[comp.arch] Real Time Oranges

lindsay@MATHOM.GANDALF.CS.CMU.EDU (Donald Lindsay) (06/05/89)

In article <979@aber-cs.UUCP> pcg@cs.aber.ac.uk (Piercarlo Grandi) writes:
>I seem to remember reading that Unix context switch time is 10% the actual
>switch, 90% the cost of calling the scheduler to choose the next running
>process.
>...
>    Last week I saw an ad for a real time version of Unix with a guaranteed
>    response time (switch to kernel to high priority process) of 5
>    milliseconds.
>A note here: I saw similar ads in the past. 5 ms means 200hz. Booooooo!

This discussion is comparing apples and oranges.

The Unix context switch is, semantically, the time to put the running
process to sleep, choose a new one, and make him running. Further,
the quoted numbers are usually "typical" or "average".

The 5 ms. number (we all know whose) is the time from an interrupt
request strobe, to the execution of a core-locked user-level routine.
More importantly, it is a guaranteed worst-case number.  The system
in question will do more than 200 of these per second - again,
guaranteed worst case - under some load assumptions, of course.

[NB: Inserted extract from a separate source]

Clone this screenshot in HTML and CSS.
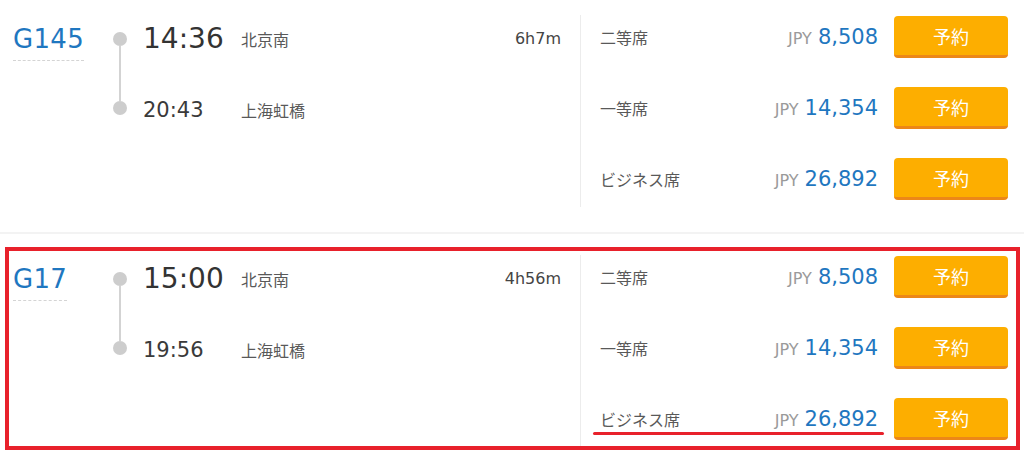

I can't give a complete breakdown, because I lent the material to the
friendly black hole next door. However, those milliseconds are
certainly not ticking away while the machine wrestles with its
humongous register set. It's a 68020, people. The worst case involves
things like interrupt during an interrupt. It involves things like
the running user process being in the middle of a system call which
locks kernel resources and then discovers a worst-case implication
(such as setting up a disk cache flush?). It involves cache faults
and TLB faults and ALL that stuff. Hey, it's real time, and real
world, and "big" system - multiple interrupt sources, and file system
activity.

I will agree that five milliseconds lacks somewhat of Buddha Nature.
A better RT kernel would be more preemptable. But would having four
times the registers have made much difference? No.
-- 
Don		D.C.Lindsay 	Carnegie Mellon School of Computer Science
				Word for the day: Semantodontics.